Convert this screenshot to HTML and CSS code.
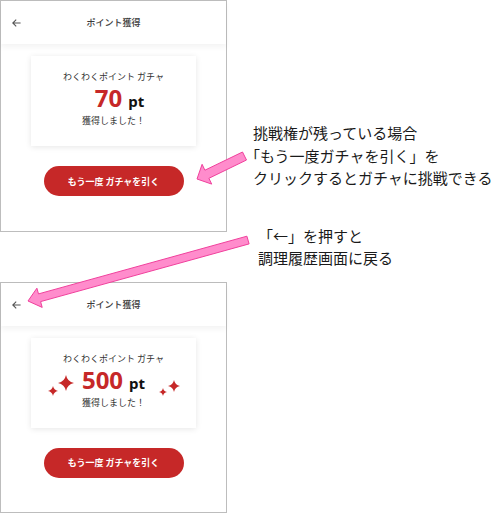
FILE: index.html
```html
<!DOCTYPE html>
<html lang="ja">
<head>
<meta charset="utf-8">
<title>ポイント獲得</title>
<link rel="stylesheet" href="styles.css">
</head>
<body>
<div class="page">
  <div class="screens">
    <section class="phone">
      <header class="bar">
        <svg class="back" viewBox="0 0 9 8" aria-label="戻る"><path d="M8.6 4H0.8M4.2 0.6L0.8 4l3.4 3.4"/></svg>
        <h1 class="title">ポイント獲得</h1>
        <span></span>
      </header>
      <div class="content">
        <div class="card">
          <p class="label">わくわくポイント ガチャ</p>
          <p class="points points-short"><span class="num">70</span><span class="unit">pt</span></p>
          <p class="got">獲得しました！</p>
        </div>
        <button class="retry" type="button">もう一度 ガチャを引く</button>
      </div>
    </section>

    <section class="phone">
      <header class="bar">
        <svg class="back" viewBox="0 0 9 8" aria-label="戻る"><path d="M8.6 4H0.8M4.2 0.6L0.8 4l3.4 3.4"/></svg>
        <h1 class="title">ポイント獲得</h1>
        <span></span>
      </header>
      <div class="content">
        <div class="card">
          <p class="label">わくわくポイント ガチャ</p>
          <p class="points"><span class="num">500</span><span class="unit">pt</span></p>
          <p class="got">獲得しました！</p>
          <svg class="spark spark-a" viewBox="0 0 24 24"><path d="M12 0Q14 10 24 12Q14 14 12 24Q10 14 0 12Q10 10 12 0Z"/></svg>
          <svg class="spark spark-b" viewBox="0 0 24 24"><path d="M12 0Q14 10 24 12Q14 14 12 24Q10 14 0 12Q10 10 12 0Z"/></svg>
          <svg class="spark spark-c" viewBox="0 0 24 24"><path d="M12 0Q14 10 24 12Q14 14 12 24Q10 14 0 12Q10 10 12 0Z"/></svg>
          <svg class="spark spark-d" viewBox="0 0 24 24"><path d="M12 0Q14 10 24 12Q14 14 12 24Q10 14 0 12Q10 10 12 0Z"/></svg>
        </div>
        <button class="retry" type="button">もう一度 ガチャを引く</button>
      </div>
    </section>
  </div>

  <div class="notes">
    <p class="note note-retry">
      <span class="line">挑戦権が残っている場合</span>
      <span class="line line-hang">「もう一度ガチャを引く」を</span>
      <span class="line">クリックするとガチャに挑戦できる</span>
    </p>
    <p class="note note-back">
      <span class="line">「←」を押すと</span>
      <span class="line">調理履歴画面に戻る</span>
    </p>
  </div>

  <svg class="callouts" viewBox="0 0 500 513" aria-hidden="true">
    <polygon points="246.5,160 208.9,178.3 211.7,184.1 197,179 202.1,164.3 204.9,170.2 242.5,152"/>
    <polygon points="249.1,243.9 40.6,301.6 42.2,307.4 28,301 36.9,288.2 38.5,293.9 246.9,236.2"/>
  </svg>
</div>
</body>
</html>
```

FILE: styles.css
```css
* { box-sizing: border-box; }

body {
  margin: 0;
  background: #fff;
  font-family: "Noto Sans CJK JP", "Noto Sans", sans-serif;
}

.page {
  position: relative;
  width: 500px;
  height: 513px;
  display: flex;
  overflow: hidden;
}

.screens {
  flex: none;
  width: 227px;
  display: flex;
  flex-direction: column;
  gap: 50px;
}

.phone {
  height: 232px;
  border: 1px solid #bdbdbd;
  background: #fff;
  display: flex;
  flex-direction: column;
}

.bar {
  height: 43px;
  flex: none;
  display: grid;
  grid-template-columns: 40px 1fr 40px;
  align-items: center;
  background: #fff;
  box-shadow: 0 3px 6px rgba(0, 0, 0, 0.05);
  position: relative;
  z-index: 1;
}

.back {
  width: 9px;
  height: 8px;
  margin-left: 11px;
  margin-top: 1px;
  fill: none;
  stroke: #555;
  stroke-width: 1.1;
}

.title {
  margin: 0;
  text-align: center;
  font-size: 9px;
  font-weight: 500;
  color: #3a3a3a;
}

.content {
  display: flex;
  flex-direction: column;
  align-items: center;
  padding-top: 12px;
}

.card {
  position: relative;
  width: 165px;
  height: 90px;
  background: #fff;
  box-shadow: 0 1px 6px rgba(0, 0, 0, 0.1);
  display: flex;
  flex-direction: column;
  align-items: center;
  padding-top: 14px;
}

.label,
.got {
  margin: 0;
  font-size: 9px;
  line-height: 13px;
  color: #333;
}

.points {
  margin: 0;
  height: 30px;
  line-height: 30px;
  display: flex;
  align-items: baseline;
  gap: 6px;
}

.points-short {
  margin-left: 12px;
}

.num {
  font-family: "Noto Sans", sans-serif;
  font-weight: 700;
  font-size: 24px;
  color: #c62828;
}

.unit {
  font-family: "Noto Sans", sans-serif;
  font-weight: 700;
  font-size: 15px;
  color: #111;
}

.got {
  margin-top: 1px;
}

.retry {
  margin-top: 20px;
  width: 140px;
  height: 30px;
  border: 0;
  border-radius: 15px;
  background: #c62828;
  color: #fff;
  font-family: "Noto Sans CJK JP", sans-serif;
  font-weight: 700;
  font-size: 9px;
  padding: 0;
}

.spark {
  position: absolute;
  fill: #c62828;
}

.spark-a { left: 27px; top: 37.5px; width: 16px; height: 16px; }
.spark-b { left: 17px; top: 48.5px; width: 10px; height: 10px; }
.spark-c { left: 136.5px; top: 42.5px; width: 12px; height: 12px; }
.spark-d { left: 128px; top: 50.5px; width: 8px; height: 8px; }

.notes {
  padding-left: 26px;
  padding-top: 122px;
  display: flex;
  flex-direction: column;
  gap: 35px;
}

.note {
  margin: 0;
  font-size: 15px;
  line-height: 22.5px;
  color: #1a1a1a;
  white-space: nowrap;
}

.line {
  display: block;
}

.line-hang {
  margin-left: -8px;
}

.note-back {
  margin-left: 5px;
}

.callouts {
  position: absolute;
  left: 0;
  top: 0;
  z-index: 2;
  width: 500px;
  height: 513px;
  pointer-events: none;
  fill: #ff8ccc;
  stroke: #f0409c;
  stroke-width: 1;
}
```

* * *

* Written problem *
Omit every picture, then repeat the remaining data exactly as it appears above.

* Expected answer *
Convert this screenshot to HTML and CSS code.
FILE: index.html
```html
<!DOCTYPE html>
<html lang="ja">
<head>
<meta charset="utf-8">
<title>ポイント獲得</title>
<link rel="stylesheet" href="styles.css">
</head>
<body>
<div class="page">
  <div class="screens">
    <section class="phone">
      <header class="bar">
        <svg class="back" viewBox="0 0 9 8" aria-label="戻る"><path d="M8.6 4H0.8M4.2 0.6L0.8 4l3.4 3.4"/></svg>
        <h1 class="title">ポイント獲得</h1>
        <span></span>
      </header>
      <div class="content">
        <div class="card">
          <p class="label">わくわくポイント ガチャ</p>
          <p class="points points-short"><span class="num">70</span><span class="unit">pt</span></p>
          <p class="got">獲得しました！</p>
        </div>
        <button class="retry" type="button">もう一度 ガチャを引く</button>
      </div>
    </section>

    <section class="phone">
      <header class="bar">
        <svg class="back" viewBox="0 0 9 8" aria-label="戻る"><path d="M8.6 4H0.8M4.2 0.6L0.8 4l3.4 3.4"/></svg>
        <h1 class="title">ポイント獲得</h1>
        <span></span>
      </header>
      <div class="content">
        <div class="card">
          <p class="label">わくわくポイント ガチャ</p>
          <p class="points"><span class="num">500</span><span class="unit">pt</span></p>
          <p class="got">獲得しました！</p>
          <svg class="spark spark-a" viewBox="0 0 24 24"><path d="M12 0Q14 10 24 12Q14 14 12 24Q10 14 0 12Q10 10 12 0Z"/></svg>
          <svg class="spark spark-b" viewBox="0 0 24 24"><path d="M12 0Q14 10 24 12Q14 14 12 24Q10 14 0 12Q10 10 12 0Z"/></svg>
          <svg class="spark spark-c" viewBox="0 0 24 24"><path d="M12 0Q14 10 24 12Q14 14 12 24Q10 14 0 12Q10 10 12 0Z"/></svg>
          <svg class="spark spark-d" viewBox="0 0 24 24"><path d="M12 0Q14 10 24 12Q14 14 12 24Q10 14 0 12Q10 10 12 0Z"/></svg>
        </div>
        <button class="retry" type="button">もう一度 ガチャを引く</button>
      </div>
    </section>
  </div>

  <div class="notes">
    <p class="note note-retry">
      <span class="line">挑戦権が残っている場合</span>
      <span class="line line-hang">「もう一度ガチャを引く」を</span>
      <span class="line">クリックするとガチャに挑戦できる</span>
    </p>
    <p class="note note-back">
      <span class="line">「←」を押すと</span>
      <span class="line">調理履歴画面に戻る</span>
    </p>
  </div>

  <svg class="callouts" viewBox="0 0 500 513" aria-hidden="true">
    <polygon points="246.5,160 208.9,178.3 211.7,184.1 197,179 202.1,164.3 204.9,170.2 242.5,152"/>
    <polygon points="249.1,243.9 40.6,301.6 42.2,307.4 28,301 36.9,288.2 38.5,293.9 246.9,236.2"/>
  </svg>
</div>
</body>
</html>
```

FILE: styles.css
```css
* { box-sizing: border-box; }

body {
  margin: 0;
  background: #fff;
  font-family: "Noto Sans CJK JP", "Noto Sans", sans-serif;
}

.page {
  position: relative;
  width: 500px;
  height: 513px;
  display: flex;
  overflow: hidden;
}

.screens {
  flex: none;
  width: 227px;
  display: flex;
  flex-direction: column;
  gap: 50px;
}

.phone {
  height: 232px;
  border: 1px solid #bdbdbd;
  background: #fff;
  display: flex;
  flex-direction: column;
}

.bar {
  height: 43px;
  flex: none;
  display: grid;
  grid-template-columns: 40px 1fr 40px;
  align-items: center;
  background: #fff;
  box-shadow: 0 3px 6px rgba(0, 0, 0, 0.05);
  position: relative;
  z-index: 1;
}

.back {
  width: 9px;
  height: 8px;
  margin-left: 11px;
  margin-top: 1px;
  fill: none;
  stroke: #555;
  stroke-width: 1.1;
}

.title {
  margin: 0;
  text-align: center;
  font-size: 9px;
  font-weight: 500;
  color: #3a3a3a;
}

.content {
  display: flex;
  flex-direction: column;
  align-items: center;
  padding-top: 12px;
}

.card {
  position: relative;
  width: 165px;
  height: 90px;
  background: #fff;
  box-shadow: 0 1px 6px rgba(0, 0, 0, 0.1);
  display: flex;
  flex-direction: column;
  align-items: center;
  padding-top: 14px;
}

.label,
.got {
  margin: 0;
  font-size: 9px;
  line-height: 13px;
  color: #333;
}

.points {
  margin: 0;
  height: 30px;
  line-height: 30px;
  display: flex;
  align-items: baseline;
  gap: 6px;
}

.points-short {
  margin-left: 12px;
}

.num {
  font-family: "Noto Sans", sans-serif;
  font-weight: 700;
  font-size: 24px;
  color: #c62828;
}

.unit {
  font-family: "Noto Sans", sans-serif;
  font-weight: 700;
  font-size: 15px;
  color: #111;
}

.got {
  margin-top: 1px;
}

.retry {
  margin-top: 20px;
  width: 140px;
  height: 30px;
  border: 0;
  border-radius: 15px;
  background: #c62828;
  color: #fff;
  font-family: "Noto Sans CJK JP", sans-serif;
  font-weight: 700;
  font-size: 9px;
  padding: 0;
}

.spark {
  position: absolute;
  fill: #c62828;
}

.spark-a { left: 27px; top: 37.5px; width: 16px; height: 16px; }
.spark-b { left: 17px; top: 48.5px; width: 10px; height: 10px; }
.spark-c { left: 136.5px; top: 42.5px; width: 12px; height: 12px; }
.spark-d { left: 128px; top: 50.5px; width: 8px; height: 8px; }

.notes {
  padding-left: 26px;
  padding-top: 122px;
  display: flex;
  flex-direction: column;
  gap: 35px;
}

.note {
  margin: 0;
  font-size: 15px;
  line-height: 22.5px;
  color: #1a1a1a;
  white-space: nowrap;
}

.line {
  display: block;
}

.line-hang {
  margin-left: -8px;
}

.note-back {
  margin-left: 5px;
}

.callouts {
  position: absolute;
  left: 0;
  top: 0;
  z-index: 2;
  width: 500px;
  height: 513px;
  pointer-events: none;
  fill: #ff8ccc;
  stroke: #f0409c;
  stroke-width: 1;
}
```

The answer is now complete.